The third movement consists of a minuet and, unusually, two trios. The first trio is for the strings alone, with a theme that has a signature acciaccatura every few notes. The second trio is a clarinet solo over the strings, whereas in the minuet the roles are distributed more evenly.

IV. Allegretto con variazioni

The finale is in variation form, unexpectedly substituting for the more conventional rondo. There are five variations. The theme is in two repeated halves, with the clarinet joining in, but only for a few of its bars. As often with Mozart, phrase structure is generally the same throughout the variations even if other qualities change – the theme consists of four four-bar phrases (Mozart is often more irregular in his phrasing than this), the first going harmonically from A to E, the second back from E to A, etc. and likewise with the variations.

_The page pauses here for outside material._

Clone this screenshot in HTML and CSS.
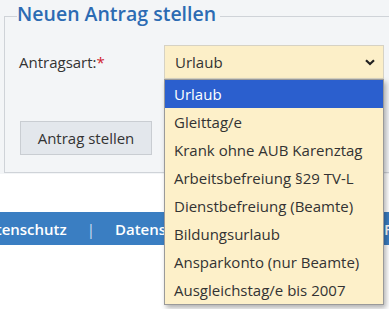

The first of its variations gives the clarinet a new theme, in counterpoint with the theme of the variations divided amongst the quartet. The second alternates phrases for quartet only with phrases for full quintet, the latter answering the former. The third, in A minor, also begins without clarinet. It features a viola melody – also with signature acciaccatura – sometimes described as sobbing. The clarinet joins in to finish. The major mode returns for the fourth variation, as does the main theme to the accompaniment of semiquaver virtuosity – given to the clarinet only in the first repeated half, first violin and clarinet in the second. There are four bars of dramatic interruption leading to a pause; the next variation is a lyrical Adagio. A transition leads to an Allegro coda, containing much of a variation itself.